Colleges & Universities

Man wearing 9/11 conspiracy t-shirt to friend: Did I tell you I'm working on debunking the discovery channel?

University of Cincinnati, Ohio

Overheard by: Vejewsbian

Blonde: So, he calls me drunk at two o’clock in the morning and tells me our relationship has barnacles.
Brunette: What?!
Blonde: He compared our relationship to ship that has barnacles on it!
Brunette: Um…
Blonde: So now I’m like, ‘Should I read into this?’

Psych building, Washington University
St. Louis, Missouri

Girl (looking at her graded essay): My professor said, “good use of comma.” What on earth does that mean?
Guy: I don't know… We do go to Suffolk. Maybe he was just impressed that you knew how to use a comma correctly.

Suffolk University
Boston, Massachusetts

Guest lecturer: My pants are animate, socks are inanimate.
Linguistics professor: Did you just say your pants are animate?
Guest lecturer: Yes, if it's near your genitals it's animate.

Winnipeg
Manitoba
Canadia

Overheard by: Breanne

Professor: I have kids. I might have grandkids, but with my children… that probably shouldn't happen.

Arcadia University
Philadelphia, Pennsylvania

Law professor: I don’t get paid very well at this job. And I need beer money.

SFSU
San Francisco, California

Overheard by: RL

(odd club music plays in the background)
Student #1: Chef, what are we listening to?
Chef instructor: Just some flippy-trippy sausage making music! It's acid jazz.
Student #2, grinding variety meats: I'm so not on the right drugs for this.

Culinary School
Austin, Texas

Professor on cell: And two students speak at the same time, completely disagreeing with each other.

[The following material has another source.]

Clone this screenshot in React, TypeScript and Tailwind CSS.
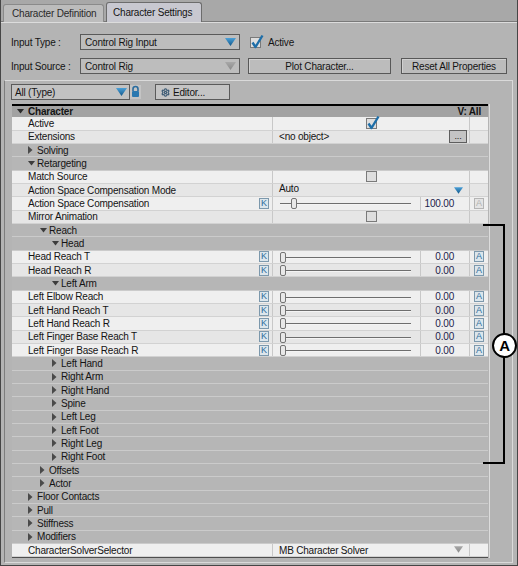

So I just shout “fight!”

University of Oregon

Penn student #1, looking at sculpture: Oh my god, I, like, totally hate art.
Penn student #2: I know, right? They should just buy us all laptops instead.

Locust Walk
Philadelphia, Pennsylvania

MHS student to another: Emileeeeeeey… You can’t say the “boner” word at a Holocaust luncheon!